Arnold Magnetic Technologies strengthens Western rare earth magnet supply chain
Category: Cryogenics, Diagnostics, Injectors, Magnets, Superconductors


Arnold Magnetic Technologies has structured partnerships with USA Rare Earth, Less Common Metals, and Solvay to deliver DFARS rare earth magnets from a Western supply chain.
(Image courtesy of Arnold Magnetic Technology)
Rare earth permanent magnets appear throughout the systems that surround a fusion plasma, from diagnostic sensors and drive motors to power conversion assemblies and beam steering components. Until recently, the supply chain behind those magnets was heavily concentrated in China. Arnold Magnetic Technologies has spent the past six months changing that, completing two agreements that together span Western rare earth magnet supply from raw oxide through to finished, compliance-ready product. For fusion developers moving toward industrial scaling and government procurement, the timing is significant.
How Arnold secured its Western rare earth feedstock
The supply chain work started at the feedstock level. Arnold, a subsidiary of Compass Diversified (NYSE: CODI), signed a supply agreement with Less Common Metals (LCM) and Solvay late last year to secure a reliable source of Western-origin rare-earth oxides and alloys, including samarium oxide, which Arnold states is vital for producing samarium-cobalt magnets in aerospace and defence systems. SmCo’s high-temperature stability and resistance to demagnetisation make it the specification of choice for sensors and drive systems where magnetic output must remain predictable under extreme thermal conditions – properties that matter directly to fusion applications. According to Arnold’s announcement, Solvay commissioned a neodymium-praseodymium production line at its La Rochelle, France site in April 2025 and has since launched commercial production of dysprosium, terbium, and samarium from the same facility, underpinning the Western material supply Arnold’s customers now depend on.

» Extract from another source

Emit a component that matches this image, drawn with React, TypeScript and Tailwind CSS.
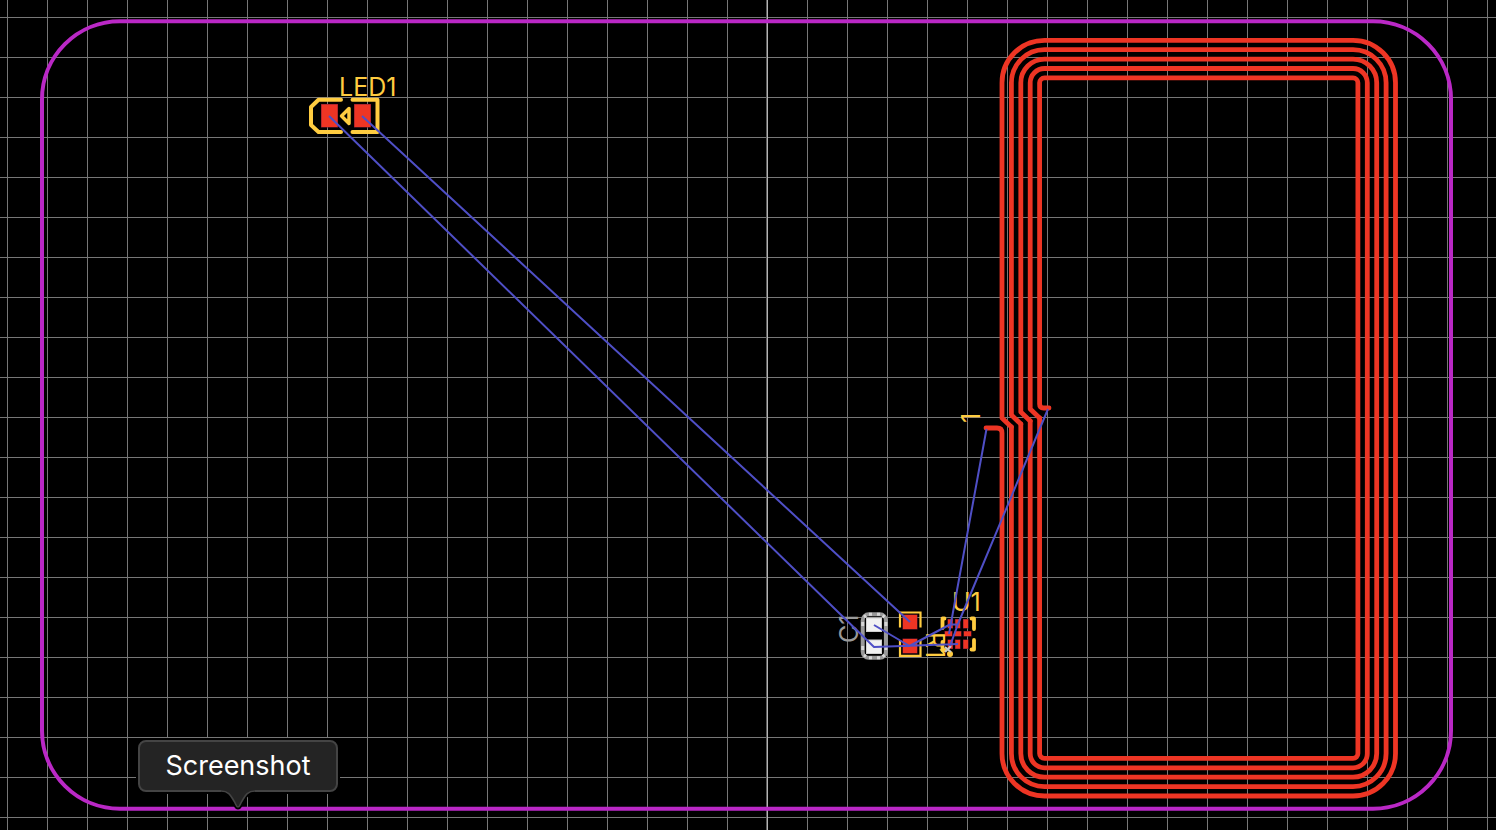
import React from "react";

const CENTER_X = 1044.5;
const RED = "#ee3524";
const GOLD = "#ffcc40";
const VIOLET = "#4f4fc6";

const columns = Array.from({ length: 38 }, (_, i) => 7 + i * 40);
const rows = Array.from({ length: 21 }, (_, i) => 17 + i * 40);

const coilTurns = [
  { from: 418, next: 427 },
  { from: 415, next: 424 },
  { from: 412, next: 421 },
  { from: 409, next: 418 },
  { from: 404, next: 0 },
];

/* One turn runs from its lower left start around to its upper left end. */
function turnPath(i: number): string {
  const inset = i * 9.4;
  const left = 1002 + inset;
  const right = 1395.5 - inset;
  const top = 40.3 + inset;
  const bottom = 796 - inset;
  const r = CENTER_X - left;
  const startY = i === 0 ? 433 : coilTurns[i - 1].next;
  const lead = i === 0 ? "M986 428H997Q1002 428 1002 433" : `M${left} ${startY}`;
  const tail =
    i === 4
      ? `V404Q${left} 408 ${left + 4} 408H1049`
      : `V${coilTurns[i].from}L${left + 9.4} ${coilTurns[i].next}`;
  return (
    `${lead}V${bottom - r}A${r} ${r} 0 0 0 ${left + r} ${bottom}H${right - r}` +
    `A${r} ${r} 0 0 0 ${right} ${bottom - r}V${top + r}A${r} ${r} 0 0 0 ${right - r} ${top}` +
    `H${left + r}A${r} ${r} 0 0 0 ${left} ${top + r}${tail}`
  );
}

function Grid() {
  return (
    <g shapeRendering="crispEdges" fill="#777777">
      {columns.map((x) => (
        <rect key={x} x={x} y="0" width="1" height="830" />
      ))}
      {rows.map((y) => (
        <rect key={y} x="0" y={y} width="1496" height="1" />
      ))}
      <rect x="766" y="0" width="1" height="830" fill="#5c5c5c" />
      <rect x="767" y="0" width="1" height="830" fill="#b4b4b4" />
    </g>
  );
}

function Pad({ x, y, w, h }: { x: number; y: number; w: number; h: number }) {
  return (
    <g stroke="none">
      <rect x={x - 0.5} y={y - 0.5} width={w + 1} height={h + 1} fill="#7d1a33" />
      <rect x={x} y={y} width={w} height={h} fill={RED} />
    </g>
  );
}

function Led() {
  return (
    <g fill="none" stroke={GOLD} strokeWidth="4" strokeLinecap="round" strokeLinejoin="round">
      <path d="M341 99.8H318.5L311 107V125L318.5 132H341M352.5 99.8H377.5V132H352.5" />
      <path d="M349 108.5V123.5L341.5 116Z" strokeWidth="3.5" />
      <Pad x={321.5} y={104.5} w={16} h={22.5} />
      <Pad x={354.5} y={104.5} w={16} h={22.5} />
    </g>
  );
}

function Capacitor() {
  return (
    <g>
      <rect x="862.7" y="614.3" width="23.2" height="43.5" rx="6" fill="none" stroke="#999999" strokeWidth="4" />
      <path
        d="M862.7 622V626M862.7 646V650M885.9 622V626M885.9 646V650M869 614.3H872M877 614.3H880M869 657.8H872M877 657.8H880M864 617L866 615.5M884.6 617L882.6 615.5M864 655L866 656.5M884.6 655L882.6 656.5"
        stroke="#d6d6d6"
        strokeWidth="3"
        fill="none"
      />
      <rect x="866.5" y="618" width="15" height="13.5" fill="#f1f1f1" stroke="#d0d0d0" />
      <rect x="866.5" y="640" width="15" height="13.5" fill="#f1f1f1" stroke="#d0d0d0" />
    </g>
  );
}

function Resistor() {
  return (
    <g>
      <path d="M900 627.5V612.5H920.5V627.5M900 640V655.8H920.5V640" fill="none" stroke={GOLD} strokeWidth="2.2" />
      <Pad x={903} y={615} w={14} h={14} />
      <Pad x={903} y={639} w={14} h={14} />
    </g>
  );
}

function Chip() {
  return (
    <g>
      {[948, 955.5, 963.5].map((x) => (
        <g key={x}>
          <Pad x={x} y={619.5} w={4.5} h={8.5} />
          <Pad x={x} y={640} w={4.5} h={8.5} />
        </g>
      ))}
      <Pad x={945} y={631.5} w={7} h={4.5} />
      <Pad x={955} y={631.5} w={6} h={4.5} />
      <Pad x={964} y={631.5} w={7} h={4.5} />
      <path
        d="M944.5 618.5H942.5V628M942.5 642V650H944.5M971.5 618.5H974V629M974 640V649.5H971.5"
        fill="none"
        stroke={GOLD}
        strokeWidth="3.8"
        strokeLinecap="round"
        strokeLinejoin="round"
      />
      <circle cx="950" cy="654" r="3" fill={GOLD} />
      <path d="M945 647L951 652M951 646L945 652" stroke="#cccccc" strokeWidth="2" />
    </g>
  );
}

function Labels() {
  return (
    <g fill={GOLD} fontFamily="Inter, sans-serif" fontSize="25" fontWeight="400">
      <text x="339" y="96">LED1</text>
      <text x="952" y="611">U1</text>
      <text transform="translate(858 643) rotate(-90)" fill="#999999">C1</text>
      <text transform="translate(926 632) rotate(90)">R1</text>
      <text transform="translate(980 423) rotate(-90)">1</text>
    </g>
  );
}

function Ratlines() {
  return (
    <path
      d="M329 116L874 647L958 644M362 116L910 622M874 625L909.5 646L950 624.5H958M986.5 429L949 634M1048 409L958 624L950 646"
      fill="none"
      stroke={VIOLET}
      strokeWidth="2"
      strokeLinejoin="round"
    />
  );
}

function Tooltip() {
  return (
    <div role="tooltip" className="absolute bottom-[38px] left-[138px]">
      <div className="flex h-[52px] w-[200px] items-center justify-center rounded-lg border-2 border-[#444444] bg-[#242424] font-['Inter',sans-serif] text-[27px] leading-8 text-white ring-2 ring-black">
        Screenshot
      </div>
      <svg className="absolute top-[49px] left-[78px]" width="44" height="22" viewBox="0 0 44 22" aria-hidden="true">
        <path d="M5 2C13 2 15 7 18 12C20 15 20 18 22 18C24 18 24 15 26 12C29 7 31 2 39 2" fill="none" stroke="#000000" strokeWidth="5" />
        <path d="M5 0V2C13 2 15 7 18 12C20 15 20 18 22 18C24 18 24 15 26 12C29 7 31 2 39 2V0Z" fill="#242424" />
        <path d="M5 2C13 2 15 7 18 12C20 15 20 18 22 18C24 18 24 15 26 12C29 7 31 2 39 2" fill="none" stroke="#444444" strokeWidth="1.6" />
      </svg>
    </div>
  );
}

export default function App() {
  return (
    <main className="relative h-screen w-full overflow-hidden bg-black">
      <svg
        className="block h-full w-full"
        viewBox="0 0 1496 830"
        preserveAspectRatio="xMidYMid slice"
        role="img"
        aria-label="Circuit board layout"
      >
        <Grid />
        <rect x="42" y="21.3" width="1409" height="787.4" rx="78" fill="none" stroke="#ba28c6" strokeWidth="4" />
        <g fill="none" stroke={RED} strokeWidth="4.8" strokeLinecap="round" strokeLinejoin="round">
          {coilTurns.map((turn, i) => (
            <path key={turn.from} d={turnPath(i)} />
          ))}
        </g>
        <Led />
        <Capacitor />
        <Resistor />
        <Chip />
        <Labels />
        <Ratlines />
      </svg>
      <Tooltip />
    </main>
  );
}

Arnold and USA Rare Earth expand Western rare earth magnet distribution
With feedstock secured, Arnold addressed the distribution side. In March, Arnold and USA Rare Earth, Inc. (Nasdaq: USAR) announced a mutual, non-exclusive sales and distribution agreement connecting Arnold’s precision magnet manufacturing with USAR’s domestic neodymium-iron-boron processing and refining capabilities. Arnold will offer USAR’s processed and refined NdFeB feedstock and finished magnets, while USAR will offer Arnold’s finished SmCo and NdFeB permanent magnets. Each party retains full responsibility for the quality, warranties, and liabilities of the goods it manufactures, and neither shares in the proceeds from the other’s resale. USAR CEO Barbara Humpton said the partnership allows USAR to meet high-volume demand while supporting customers that require tailored, mission-specific solutions. Arnold CEO Matt Blake noted that combining both companies’ expertise positions them to serve critical markets that demand performance, reliability, and compliance.
What this means for fusion procurement
Arnold frames the combined result as a U.S. and U.K.-aligned mine-to-magnet framework covering both SmCo and NdFeB materials for mission-critical applications across energy, medical, scientific, and defence sectors. NdFeB magnets are specified across the motors, generators, and power conversion equipment that surround fusion systems, while SmCo handles the high-temperature sensor and drive applications closer to the plasma boundary. Based in Rochester, NY, with more than 130 years of operating history and facilities in the United States, the United Kingdom, Switzerland, Thailand, and China, Arnold serves more than 2,000 clients worldwide. For fusion programmes moving from demonstration to deployment, compliant and traceable magnet supply is becoming a procurement requirement, not just a sourcing preference.